By the question referred, the referring court asks whether Articles 1, 2, 4, 6, 7, 16 and 21, and Article 9 of Annex I to the AFMP, are to be interpreted as precluding legislation of a Member State under which latent, as yet unrealised capital gains in the value of company shares are charged to tax (without deferral) where a national of that Member State, with initially unlimited tax liability in that Member State, transfers his domicile from that State to Switzerland, whereas, in the case of a transfer of domicile to another Member State of the European Union or to a State to which the EEA Agreement applies, the payment of tax on such capital gains is deferred without interest and without the provision of a bank guarantee, subject to the condition that support and mutual assistance in tax recovery matters between the Federal Republic of Germany and that State are guaranteed.

Summary of the arguments of the parties

Mr Wächtler considers that the AFMP grants him a right of establishment comparable to that guaranteed within the European Union by Article 49 TFEU. On that basis, he disputes the compatibility of the taxation of latent, unrealised capital gains, without the possibility of deferral, with the case-law of the Court in that regard. In a similar vein, the Commission considers that Mr Wächtler is self-employed within the meaning of Article 12 of Annex I to the AFMP and that, therefore, taxing him constitutes a disproportionate restriction on the right of establishment conferred on him by that provision.

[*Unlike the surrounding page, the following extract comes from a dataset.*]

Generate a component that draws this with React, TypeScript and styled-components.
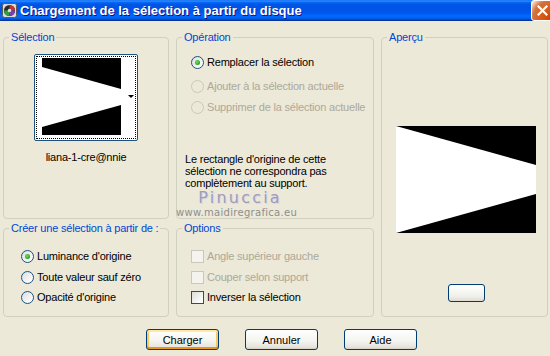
import styled, { createGlobalStyle, css } from "styled-components";

const GlobalStyle = createGlobalStyle`
  html, body {
    margin: 0;
    padding: 0;
    background: #ece9d8;
  }
  body {
    font-family: "Liberation Sans", Arial, sans-serif;
    font-size: 11px;
    letter-spacing: -0.2px;
    color: #000000;
  }
`;

const Window = styled.div`
  position: relative;
  width: 550px;
  height: 356px;
  overflow: hidden;
  background: #ece9d8;
`;

const TitleBar = styled.div`
  height: 21px;
  display: flex;
  align-items: center;
  gap: 3px;
  padding-left: 2px;
  background: linear-gradient(
    to bottom,
    #0058ee 0%,
    #3593ff 4%,
    #288eff 6%,
    #127dff 8%,
    #036ffc 10%,
    #0262ee 14%,
    #0057e5 20%,
    #0054e3 24%,
    #0055eb 56%,
    #005bf5 66%,
    #026afe 76%,
    #0062ef 86%,
    #0052d6 92%,
    #0040ab 94%,
    #003092 100%
  );
`;

const TitleText = styled.span`
  font-family: "Liberation Sans", Arial, sans-serif;
  font-weight: bold;
  font-size: 13px;
  letter-spacing: 0;
  color: #ffffff;
  text-shadow: 1px 1px #0f1089;
  white-space: nowrap;
`;

const CloseButton = styled.div`
  margin-left: auto;
  margin-right: -4px;
  width: 21px;
  height: 19px;
  border: 1px solid #ffffff;
  border-radius: 3px;
  display: flex;
  align-items: center;
  justify-content: center;
  background: radial-gradient(circle at 90% 90%, #cc4600 0%, #dc6527 55%, #cd7546 70%, #ffccb2 90%, #ffffff 100%);
`;

const Body = styled.div`
  padding: 10px 0 0 3px;
`;

const Grid = styled.div`
  display: grid;
  grid-template-columns: 166px 198px 167px;
  grid-template-rows: 188px 95px;
  column-gap: 7px;
  row-gap: 3px;
`;

const Group = styled.fieldset<{ $span?: boolean }>`
  margin: 0;
  padding: 0;
  min-width: 0;
  border: 1px solid #d0d0bf;
  border-radius: 4px;
  display: flex;
  flex-direction: column;
  ${(p) =>
    p.$span &&
    css`
      grid-row: 1 / span 2;
      grid-column: 3;
    `}
`;

const Legend = styled.legend`
  margin-left: 5px;
  padding: 0 2px;
  color: #0046d5;
  font-size: 11px;
  line-height: 13px;
`;

const SelectionBody = styled.div`
  display: flex;
  flex-direction: column;
  align-items: center;
  padding-top: 10px;
`;

const Thumb = styled.div`
  width: 100px;
  height: 83px;
  border: 1px solid #1c5180;
  border-radius: 2px;
  padding: 1px;
  background: #ffffff;
`;

const ThumbInner = styled.div`
  position: relative;
  height: 100%;
  border: 1px dotted #000000;
  display: flex;
  padding: 1px 0 1px 5px;
  box-sizing: border-box;
`;

const ThumbArrow = styled.span`
  position: absolute;
  right: 1px;
  top: 38px;
  width: 0;
  height: 0;
  border-left: 3px solid transparent;
  border-right: 3px solid transparent;
  border-top: 3px solid #000000;
`;

const Caption = styled.div`
  margin-top: 10px;
  line-height: 13px;
`;

const OpBody = styled.div`
  display: flex;
  flex-direction: column;
  padding: 12px 0 0 14px;
`;

const OptionList = styled.div<{ $gap: number }>`
  display: flex;
  flex-direction: column;
  gap: ${(p) => p.$gap}px;
`;

const OptionRow = styled.label<{ $disabled?: boolean; $extra?: number }>`
  display: flex;
  align-items: center;
  gap: 3px;
  height: 13px;
  line-height: 13px;
  white-space: nowrap;
  color: ${(p) => (p.$disabled ? "#aca899" : "#000000")};
  margin-bottom: ${(p) => p.$extra ?? 0}px;
`;

const Radio = styled.span<{ $checked?: boolean; $disabled?: boolean }>`
  width: 13px;
  height: 13px;
  box-sizing: border-box;
  border-radius: 50%;
  flex: none;
  display: flex;
  align-items: center;
  justify-content: center;
  border: 1px solid ${(p) => (p.$disabled ? "#cac8bb" : "#1c5180")};
  background: ${(p) =>
    p.$disabled ? "transparent" : "linear-gradient(135deg, #dcdcd7 0%, #ffffff 90%)"};
  &::after {
    content: "";
    display: ${(p) => (p.$checked ? "block" : "none")};
    width: 5px;
    height: 5px;
    border-radius: 50%;
    background: radial-gradient(circle at 40% 40%, #6fe26b 0%, #21a121 70%, #1c8a1c 100%);
  }
`;

const Check = styled.span<{ $disabled?: boolean }>`
  width: 13px;
  height: 13px;
  box-sizing: border-box;
  flex: none;
  border: 1px solid ${(p) => (p.$disabled ? "#cac8bb" : "#1c5180")};
  background: ${(p) =>
    p.$disabled ? "#f4f3ee" : "linear-gradient(135deg, #dcdcd7 0%, #ffffff 90%)"};
`;

const Note = styled.p`
  margin: 39px 0 0 -6px;
  line-height: 12px;
  width: 180px;
`;

const BottomBody = styled.div<{ $left: number }>`
  padding: 15px 0 0 ${(p) => p.$left}px;
`;

const PreviewBody = styled.div`
  display: flex;
  flex-direction: column;
  align-items: center;
  padding-top: 82px;
`;

const Preview = styled.div`
  width: 140px;
  height: 107px;
  display: flex;
  margin-left: 2px;
`;

const SmallButton = styled.div`
  margin: 51px 0 0 4px;
  width: 37px;
  height: 18px;
  box-sizing: border-box;
  border: 1px solid #003c74;
  border-radius: 3px;
  background: linear-gradient(#ffffff 0%, #f0f0ea 70%, #dedbd2 100%);
`;

const ButtonRow = styled.div`
  display: flex;
  gap: 26px;
  padding: 12px 0 0 143px;
`;

const Button = styled.div<{ $default?: boolean }>`
  width: 73px;
  height: 21px;
  box-sizing: border-box;
  border: 1px solid #003c74;
  border-radius: 3px;
  display: flex;
  align-items: center;
  justify-content: center;
  letter-spacing: 0;
  background: linear-gradient(#ffffff 0%, #f3f3ef 60%, #e6e4db 90%, #d6d0c5 100%);
  ${(p) =>
    p.$default &&
    css`
      box-shadow: inset 0 2px #ffe8a6, inset 0 -2px #e5971f, inset 2px 0 #f9c962, inset -2px 0 #f9c962;
    `}
`;

const Watermark = styled.div`
  position: absolute;
  left: 176px;
  top: 189px;
  display: flex;
  flex-direction: column;
  align-items: center;
  pointer-events: none;
`;

const Mark = styled.span<{ $big?: boolean }>`
  font-family: "DejaVu Sans", sans-serif;
  white-space: nowrap;
  ${(p) =>
    p.$big
      ? css`
          font-size: 16px;
          letter-spacing: 2.2px;
          line-height: 17px;
          color: #9e9cbc;
          text-shadow: 1px 1px #d8d6e6;
          margin-left: 7px;
        `
      : css`
          font-size: 10px;
          letter-spacing: 0.3px;
          line-height: 13px;
          color: #8e8e8e;
        `}
`;

const AppIcon = () => (
  <svg width="15" height="15" viewBox="0 0 15 15">
    <rect x="0.5" y="0.5" width="14" height="14" rx="2" fill="#d9d9d9" stroke="#5a5a5a" />
    <circle cx="7.5" cy="7.5" r="5.5" fill="#2a2a2a" />
    <path d="M7.5 2 A5.5 5.5 0 0 1 13 7.5 L7.5 7.5 Z" fill="#c0392b" />
    <path d="M2 7.5 A5.5 5.5 0 0 0 7.5 13 L7.5 7.5 Z" fill="#2e9e3e" />
    <path d="M7.5 13 A5.5 5.5 0 0 0 13 7.5 L7.5 7.5 Z" fill="#7a3fb0" />
    <circle cx="7.5" cy="7.5" r="1.8" fill="#e0e0e0" />
  </svg>
);

const CloseIcon = () => (
  <svg width="11" height="11" viewBox="0 0 11 11">
    <path d="M1.5 1.5 L9.5 9.5 M9.5 1.5 L1.5 9.5" stroke="#ffffff" strokeWidth="2.2" strokeLinecap="square" />
  </svg>
);

const Wedge = ({ w, h, pts }: { w: number; h: number; pts: string }) => (
  <svg width={w} height={h} viewBox={`0 0 ${w} ${h}`} style={{ display: "block" }}>
    <rect width={w} height={h} fill="#000000" />
    <polygon points={pts} fill="#ffffff" />
  </svg>
);

const App = () => {
  return (
    <Window>
      <GlobalStyle />
      <TitleBar>
        <AppIcon />
        <TitleText>Chargement de la sélection à partir du disque</TitleText>
        <CloseButton>
          <CloseIcon />
        </CloseButton>
      </TitleBar>
      <Body>
        <Grid>
          <Group>
            <Legend>Sélection</Legend>
            <SelectionBody>
              <Thumb>
                <ThumbInner>
                  <Wedge w={79} h={77} pts="0,9 79,31 79,47 0,69" />
                  <ThumbArrow />
                </ThumbInner>
              </Thumb>
              <Caption>liana-1-cre@nnie</Caption>
            </SelectionBody>
          </Group>

          <Group>
            <Legend>Opération</Legend>
            <OpBody>
              <OptionList $gap={8}>
                <OptionRow $extra={3}>
                  <Radio $checked />
                  Remplacer la sélection
                </OptionRow>
                <OptionRow $disabled>
                  <Radio $disabled />
                  Ajouter à la sélection actuelle
                </OptionRow>
                <OptionRow $disabled>
                  <Radio $disabled />
                  Supprimer de la sélection actuelle
                </OptionRow>
              </OptionList>
              <Note>
                Le rectangle d'origine de cette sélection ne correspondra pas complètement au support.
              </Note>
            </OpBody>
          </Group>

          <Group $span>
            <Legend>Aperçu</Legend>
            <PreviewBody>
              <Preview>
                <Wedge w={140} h={107} pts="0,0 140,39 140,68 0,107" />
              </Preview>
              <SmallButton />
            </PreviewBody>
          </Group>

          <Group>
            <Legend>Créer une sélection à partir de :</Legend>
            <BottomBody $left={17}>
              <OptionList $gap={7.5}>
                <OptionRow>
                  <Radio $checked />
                  Luminance d'origine
                </OptionRow>
                <OptionRow>
                  <Radio />
                  Toute valeur sauf zéro
                </OptionRow>
                <OptionRow>
                  <Radio />
                  Opacité d'origine
                </OptionRow>
              </OptionList>
            </BottomBody>
          </Group>

          <Group>
            <Legend>Options</Legend>
            <BottomBody $left={14}>
              <OptionList $gap={7.5}>
                <OptionRow $disabled>
                  <Check $disabled />
                  Angle supérieur gauche
                </OptionRow>
                <OptionRow $disabled>
                  <Check $disabled />
                  Couper selon support
                </OptionRow>
                <OptionRow>
                  <Check />
                  Inverser la sélection
                </OptionRow>
              </OptionList>
            </BottomBody>
          </Group>
        </Grid>
        <ButtonRow>
          <Button $default>Charger</Button>
          <Button>Annuler</Button>
          <Button>Aide</Button>
        </ButtonRow>
      </Body>
      <Watermark>
        <Mark $big>Pinuccia</Mark>
        <Mark>www.maidiregrafica.eu</Mark>
      </Watermark>
    </Window>
  );
};

export default App;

By contrast, the German Government, supported by the Spanish and Austrian Governments, considers that the AFMP extends the freedom of establishment, established by the FEU Treaty, to relations between the European Union and the Swiss Confederation only in part and within the bounds of the specific terms of the AFMP. In that regard, the German Government is of the opinion that Mr Wächtler’s establishment and management of a Swiss company do not fall within the scope of the AFMP, since that activity does not constitute a self-employed activity within the meaning of Article 12 of Annex I to the AFMP. Moreover, according to the German Government, the tax at issue in the case in the main proceedings has not infringed the rights which the AFMP confers on Mr Wächtler as an employed worker.

The scope ratione personae of the AFMP: is Mr Wächtler employed or self-employed?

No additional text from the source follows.